Exercise task: Take each line containing "components" and report it exactly as written.

Data block:
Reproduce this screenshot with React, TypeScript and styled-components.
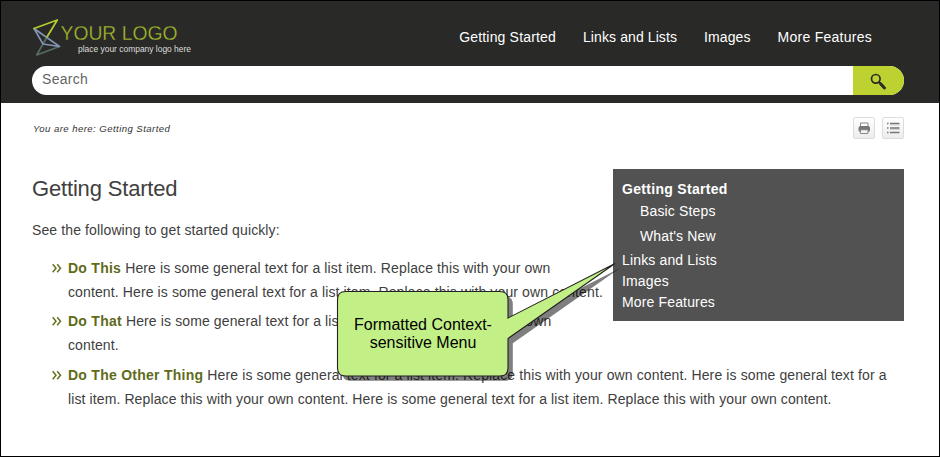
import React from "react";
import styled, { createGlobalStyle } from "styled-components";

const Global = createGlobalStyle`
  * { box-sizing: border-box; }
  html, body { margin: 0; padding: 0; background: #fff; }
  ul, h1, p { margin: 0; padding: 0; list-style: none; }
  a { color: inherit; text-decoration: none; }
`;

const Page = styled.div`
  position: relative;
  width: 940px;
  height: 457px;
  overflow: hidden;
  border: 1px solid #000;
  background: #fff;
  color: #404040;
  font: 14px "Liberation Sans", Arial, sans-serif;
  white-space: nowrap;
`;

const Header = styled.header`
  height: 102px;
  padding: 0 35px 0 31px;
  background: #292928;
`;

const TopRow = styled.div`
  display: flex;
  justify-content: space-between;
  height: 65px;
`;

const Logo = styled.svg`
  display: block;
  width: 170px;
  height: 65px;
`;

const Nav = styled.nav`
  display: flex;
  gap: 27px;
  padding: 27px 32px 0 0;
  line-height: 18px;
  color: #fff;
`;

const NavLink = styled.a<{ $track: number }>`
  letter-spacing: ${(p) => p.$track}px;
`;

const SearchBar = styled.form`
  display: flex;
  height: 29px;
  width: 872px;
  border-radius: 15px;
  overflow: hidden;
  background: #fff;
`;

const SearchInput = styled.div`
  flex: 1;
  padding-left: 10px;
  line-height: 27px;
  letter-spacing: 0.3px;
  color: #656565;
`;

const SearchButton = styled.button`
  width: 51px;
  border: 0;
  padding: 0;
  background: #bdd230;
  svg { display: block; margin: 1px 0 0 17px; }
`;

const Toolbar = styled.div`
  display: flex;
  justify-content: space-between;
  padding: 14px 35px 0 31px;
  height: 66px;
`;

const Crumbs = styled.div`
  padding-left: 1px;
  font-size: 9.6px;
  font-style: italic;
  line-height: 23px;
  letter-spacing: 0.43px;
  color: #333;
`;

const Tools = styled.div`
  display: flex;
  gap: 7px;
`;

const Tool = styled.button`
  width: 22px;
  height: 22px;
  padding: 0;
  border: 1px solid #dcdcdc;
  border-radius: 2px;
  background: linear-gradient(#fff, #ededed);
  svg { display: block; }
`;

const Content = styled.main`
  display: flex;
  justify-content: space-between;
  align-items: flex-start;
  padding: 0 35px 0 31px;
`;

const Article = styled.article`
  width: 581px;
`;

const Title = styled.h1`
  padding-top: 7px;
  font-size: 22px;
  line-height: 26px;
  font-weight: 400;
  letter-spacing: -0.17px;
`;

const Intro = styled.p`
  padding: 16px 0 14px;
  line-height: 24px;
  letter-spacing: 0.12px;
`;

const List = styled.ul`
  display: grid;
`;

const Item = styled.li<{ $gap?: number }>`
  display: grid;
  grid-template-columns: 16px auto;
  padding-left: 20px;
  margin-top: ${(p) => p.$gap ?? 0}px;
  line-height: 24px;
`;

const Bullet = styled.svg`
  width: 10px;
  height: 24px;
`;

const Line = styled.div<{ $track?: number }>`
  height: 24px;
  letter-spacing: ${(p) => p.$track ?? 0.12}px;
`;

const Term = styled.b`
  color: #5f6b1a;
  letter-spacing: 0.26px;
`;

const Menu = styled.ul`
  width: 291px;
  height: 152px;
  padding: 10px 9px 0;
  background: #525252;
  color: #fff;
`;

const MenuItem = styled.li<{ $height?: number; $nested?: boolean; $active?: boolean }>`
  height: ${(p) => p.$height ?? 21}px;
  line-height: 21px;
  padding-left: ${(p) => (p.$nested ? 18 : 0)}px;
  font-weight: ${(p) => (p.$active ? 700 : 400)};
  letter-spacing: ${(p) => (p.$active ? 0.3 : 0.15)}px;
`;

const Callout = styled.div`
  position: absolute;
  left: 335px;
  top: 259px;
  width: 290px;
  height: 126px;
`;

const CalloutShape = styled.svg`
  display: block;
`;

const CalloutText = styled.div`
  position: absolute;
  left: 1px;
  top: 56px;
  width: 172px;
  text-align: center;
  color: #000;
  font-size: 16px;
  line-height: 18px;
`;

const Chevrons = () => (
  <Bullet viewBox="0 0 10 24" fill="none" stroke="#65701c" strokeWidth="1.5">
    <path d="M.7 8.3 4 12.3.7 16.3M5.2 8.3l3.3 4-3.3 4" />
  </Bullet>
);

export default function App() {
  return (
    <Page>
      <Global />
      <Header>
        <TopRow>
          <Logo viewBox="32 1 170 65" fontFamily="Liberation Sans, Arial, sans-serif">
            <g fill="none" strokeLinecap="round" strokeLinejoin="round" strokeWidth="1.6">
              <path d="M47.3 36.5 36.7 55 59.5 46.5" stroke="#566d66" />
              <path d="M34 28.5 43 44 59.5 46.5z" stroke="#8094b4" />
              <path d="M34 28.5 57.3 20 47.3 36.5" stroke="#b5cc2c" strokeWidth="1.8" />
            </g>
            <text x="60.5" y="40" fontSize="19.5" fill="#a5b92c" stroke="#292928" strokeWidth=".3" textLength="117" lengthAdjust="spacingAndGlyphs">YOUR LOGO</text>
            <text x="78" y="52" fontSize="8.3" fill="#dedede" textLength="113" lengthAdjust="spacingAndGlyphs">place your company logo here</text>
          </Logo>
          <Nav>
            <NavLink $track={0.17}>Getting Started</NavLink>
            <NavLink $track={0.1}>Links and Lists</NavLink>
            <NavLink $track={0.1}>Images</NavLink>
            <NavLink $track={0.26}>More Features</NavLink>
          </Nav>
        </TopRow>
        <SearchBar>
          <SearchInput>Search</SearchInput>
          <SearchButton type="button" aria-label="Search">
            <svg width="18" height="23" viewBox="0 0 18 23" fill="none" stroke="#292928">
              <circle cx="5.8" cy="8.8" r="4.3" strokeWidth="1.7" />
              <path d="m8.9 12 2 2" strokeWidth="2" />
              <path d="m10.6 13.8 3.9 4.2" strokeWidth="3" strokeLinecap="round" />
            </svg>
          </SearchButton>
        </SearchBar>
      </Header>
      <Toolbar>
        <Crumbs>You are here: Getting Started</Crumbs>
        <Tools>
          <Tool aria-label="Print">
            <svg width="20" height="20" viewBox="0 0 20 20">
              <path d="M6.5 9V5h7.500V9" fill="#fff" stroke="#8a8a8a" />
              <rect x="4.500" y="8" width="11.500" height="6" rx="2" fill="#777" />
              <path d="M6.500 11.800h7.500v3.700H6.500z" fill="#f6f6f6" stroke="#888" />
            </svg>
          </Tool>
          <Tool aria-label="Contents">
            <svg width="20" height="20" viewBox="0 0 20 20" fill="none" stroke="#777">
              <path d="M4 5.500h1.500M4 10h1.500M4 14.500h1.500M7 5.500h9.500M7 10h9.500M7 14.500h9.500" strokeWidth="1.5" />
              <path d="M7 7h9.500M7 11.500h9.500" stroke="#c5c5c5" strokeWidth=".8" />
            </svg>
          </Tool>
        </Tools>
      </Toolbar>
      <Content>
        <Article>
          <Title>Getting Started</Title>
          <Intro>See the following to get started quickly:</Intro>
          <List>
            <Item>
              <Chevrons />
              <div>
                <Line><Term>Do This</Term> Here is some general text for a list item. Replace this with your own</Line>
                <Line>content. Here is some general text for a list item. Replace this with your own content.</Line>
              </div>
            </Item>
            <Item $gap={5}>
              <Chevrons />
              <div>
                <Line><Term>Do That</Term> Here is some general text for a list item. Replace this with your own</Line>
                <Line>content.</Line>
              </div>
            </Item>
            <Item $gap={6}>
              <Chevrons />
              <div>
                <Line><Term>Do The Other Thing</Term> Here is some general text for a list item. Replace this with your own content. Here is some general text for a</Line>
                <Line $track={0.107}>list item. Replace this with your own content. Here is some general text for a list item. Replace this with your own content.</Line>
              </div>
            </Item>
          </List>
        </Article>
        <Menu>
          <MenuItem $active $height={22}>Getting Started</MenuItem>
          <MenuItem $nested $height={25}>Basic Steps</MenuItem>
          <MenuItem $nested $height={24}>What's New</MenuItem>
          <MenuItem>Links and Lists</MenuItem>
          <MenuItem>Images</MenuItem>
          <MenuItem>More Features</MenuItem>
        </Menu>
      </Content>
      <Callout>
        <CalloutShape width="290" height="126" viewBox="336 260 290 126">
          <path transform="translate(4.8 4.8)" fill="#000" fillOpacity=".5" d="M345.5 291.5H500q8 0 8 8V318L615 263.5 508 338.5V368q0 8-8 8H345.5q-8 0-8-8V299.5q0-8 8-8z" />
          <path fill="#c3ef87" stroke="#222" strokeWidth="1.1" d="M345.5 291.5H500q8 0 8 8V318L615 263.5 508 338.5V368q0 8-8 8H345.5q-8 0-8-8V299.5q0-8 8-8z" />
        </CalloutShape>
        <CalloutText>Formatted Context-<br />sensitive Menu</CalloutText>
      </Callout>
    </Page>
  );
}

Result of this exercise:
Reproduce this screenshot with React, TypeScript and styled-components.
import styled, { createGlobalStyle } from "styled-components";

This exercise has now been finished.